[Task goal]:
The listing below should be printed exactly, every line of it. Skip the pictures.

--- BEGIN Data block ---

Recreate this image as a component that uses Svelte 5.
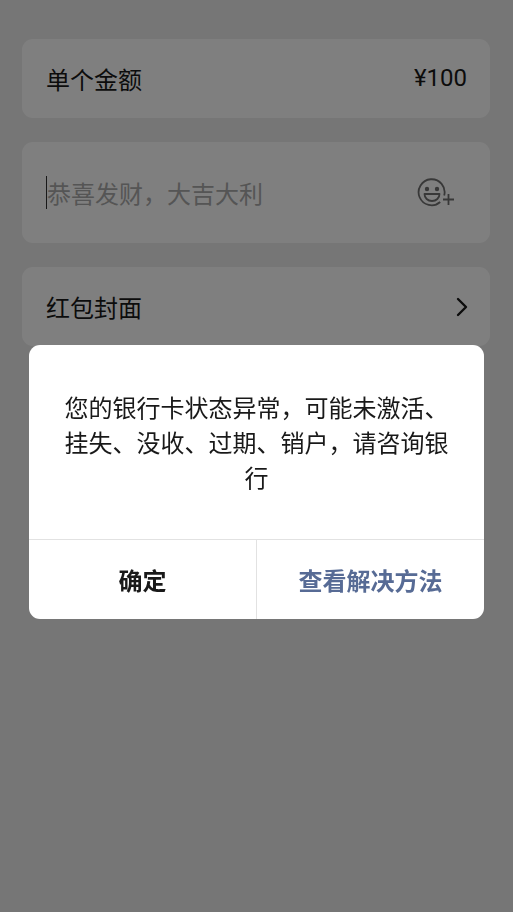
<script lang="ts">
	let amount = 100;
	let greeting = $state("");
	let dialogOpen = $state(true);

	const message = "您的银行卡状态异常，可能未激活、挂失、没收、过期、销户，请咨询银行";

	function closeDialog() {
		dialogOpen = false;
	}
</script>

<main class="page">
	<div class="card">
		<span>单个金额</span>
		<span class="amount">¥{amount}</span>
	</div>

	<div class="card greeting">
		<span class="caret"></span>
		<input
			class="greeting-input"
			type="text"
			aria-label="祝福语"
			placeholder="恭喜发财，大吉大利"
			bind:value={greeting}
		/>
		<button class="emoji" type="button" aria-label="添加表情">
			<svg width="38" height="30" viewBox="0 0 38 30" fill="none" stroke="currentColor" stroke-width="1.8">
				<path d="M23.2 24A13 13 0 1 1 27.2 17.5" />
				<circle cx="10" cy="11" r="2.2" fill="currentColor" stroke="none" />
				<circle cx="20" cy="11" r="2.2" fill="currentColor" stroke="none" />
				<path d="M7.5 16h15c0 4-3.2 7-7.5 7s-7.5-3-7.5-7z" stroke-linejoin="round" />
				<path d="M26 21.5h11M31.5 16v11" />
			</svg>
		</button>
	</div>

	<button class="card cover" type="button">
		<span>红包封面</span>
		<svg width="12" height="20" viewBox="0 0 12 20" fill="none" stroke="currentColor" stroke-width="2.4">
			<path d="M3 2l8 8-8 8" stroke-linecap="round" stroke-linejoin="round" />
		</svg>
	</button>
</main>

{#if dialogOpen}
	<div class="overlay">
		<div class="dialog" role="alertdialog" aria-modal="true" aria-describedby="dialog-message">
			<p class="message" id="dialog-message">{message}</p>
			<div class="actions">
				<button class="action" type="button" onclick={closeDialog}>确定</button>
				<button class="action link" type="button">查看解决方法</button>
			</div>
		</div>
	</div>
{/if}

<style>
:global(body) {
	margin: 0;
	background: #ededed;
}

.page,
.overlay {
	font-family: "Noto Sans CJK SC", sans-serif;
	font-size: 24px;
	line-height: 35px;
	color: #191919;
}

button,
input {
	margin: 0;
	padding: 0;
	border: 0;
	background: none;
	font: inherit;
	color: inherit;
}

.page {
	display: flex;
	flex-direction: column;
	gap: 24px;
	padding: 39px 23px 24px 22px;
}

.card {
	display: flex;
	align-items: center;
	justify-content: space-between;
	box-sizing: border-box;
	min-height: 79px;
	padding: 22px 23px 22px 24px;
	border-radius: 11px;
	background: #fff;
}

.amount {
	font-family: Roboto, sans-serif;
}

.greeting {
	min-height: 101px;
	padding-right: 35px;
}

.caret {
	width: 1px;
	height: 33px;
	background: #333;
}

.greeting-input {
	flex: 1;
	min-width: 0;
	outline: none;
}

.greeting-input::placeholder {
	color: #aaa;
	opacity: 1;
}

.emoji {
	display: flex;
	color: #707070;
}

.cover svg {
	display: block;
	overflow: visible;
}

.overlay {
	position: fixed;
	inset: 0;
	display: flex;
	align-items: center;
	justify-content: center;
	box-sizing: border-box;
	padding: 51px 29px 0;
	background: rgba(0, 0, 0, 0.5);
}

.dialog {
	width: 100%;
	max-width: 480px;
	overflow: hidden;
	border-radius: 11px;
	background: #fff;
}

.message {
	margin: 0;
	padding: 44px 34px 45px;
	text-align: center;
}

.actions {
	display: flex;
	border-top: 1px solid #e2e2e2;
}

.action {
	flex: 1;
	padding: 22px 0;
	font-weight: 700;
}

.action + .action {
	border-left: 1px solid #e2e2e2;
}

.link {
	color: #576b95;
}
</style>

--- END Data block ---

[Reply]:
Recreate this image as a component that uses Svelte 5.
<script lang="ts">
	let amount = 100;
	let greeting = $state("");
	let dialogOpen = $state(true);

	const message = "您的银行卡状态异常，可能未激活、挂失、没收、过期、销户，请咨询银行";

	function closeDialog() {
		dialogOpen = false;
	}
</script>

<main class="page">
	<div class="card">
		<span>单个金额</span>
		<span class="amount">¥{amount}</span>
	</div>

	<div class="card greeting">
		<span class="caret"></span>
		<input
			class="greeting-input"
			type="text"
			aria-label="祝福语"
			placeholder="恭喜发财，大吉大利"
			bind:value={greeting}
		/>
		<button class="emoji" type="button" aria-label="添加表情">
			<svg width="38" height="30" viewBox="0 0 38 30" fill="none" stroke="currentColor" stroke-width="1.8">
				<path d="M23.2 24A13 13 0 1 1 27.2 17.5" />
				<circle cx="10" cy="11" r="2.2" fill="currentColor" stroke="none" />
				<circle cx="20" cy="11" r="2.2" fill="currentColor" stroke="none" />
				<path d="M7.5 16h15c0 4-3.2 7-7.5 7s-7.5-3-7.5-7z" stroke-linejoin="round" />
				<path d="M26 21.5h11M31.5 16v11" />
			</svg>
		</button>
	</div>

	<button class="card cover" type="button">
		<span>红包封面</span>
		<svg width="12" height="20" viewBox="0 0 12 20" fill="none" stroke="currentColor" stroke-width="2.4">
			<path d="M3 2l8 8-8 8" stroke-linecap="round" stroke-linejoin="round" />
		</svg>
	</button>
</main>

{#if dialogOpen}
	<div class="overlay">
		<div class="dialog" role="alertdialog" aria-modal="true" aria-describedby="dialog-message">
			<p class="message" id="dialog-message">{message}</p>
			<div class="actions">
				<button class="action" type="button" onclick={closeDialog}>确定</button>
				<button class="action link" type="button">查看解决方法</button>
			</div>
		</div>
	</div>
{/if}

<style>
:global(body) {
	margin: 0;
	background: #ededed;
}

.page,
.overlay {
	font-family: "Noto Sans CJK SC", sans-serif;
	font-size: 24px;
	line-height: 35px;
	color: #191919;
}

button,
input {
	margin: 0;
	padding: 0;
	border: 0;
	background: none;
	font: inherit;
	color: inherit;
}

.page {
	display: flex;
	flex-direction: column;
	gap: 24px;
	padding: 39px 23px 24px 22px;
}

.card {
	display: flex;
	align-items: center;
	justify-content: space-between;
	box-sizing: border-box;
	min-height: 79px;
	padding: 22px 23px 22px 24px;
	border-radius: 11px;
	background: #fff;
}

.amount {
	font-family: Roboto, sans-serif;
}

.greeting {
	min-height: 101px;
	padding-right: 35px;
}

.caret {
	width: 1px;
	height: 33px;
	background: #333;
}

.greeting-input {
	flex: 1;
	min-width: 0;
	outline: none;
}

.greeting-input::placeholder {
	color: #aaa;
	opacity: 1;
}

.emoji {
	display: flex;
	color: #707070;
}

.cover svg {
	display: block;
	overflow: visible;
}

.overlay {
	position: fixed;
	inset: 0;
	display: flex;
	align-items: center;
	justify-content: center;
	box-sizing: border-box;
	padding: 51px 29px 0;
	background: rgba(0, 0, 0, 0.5);
}

.dialog {
	width: 100%;
	max-width: 480px;
	overflow: hidden;
	border-radius: 11px;
	background: #fff;
}

.message {
	margin: 0;
	padding: 44px 34px 45px;
	text-align: center;
}

.actions {
	display: flex;
	border-top: 1px solid #e2e2e2;
}

.action {
	flex: 1;
	padding: 22px 0;
	font-weight: 700;
}

.action + .action {
	border-left: 1px solid #e2e2e2;
}

.link {
	color: #576b95;
}
</style>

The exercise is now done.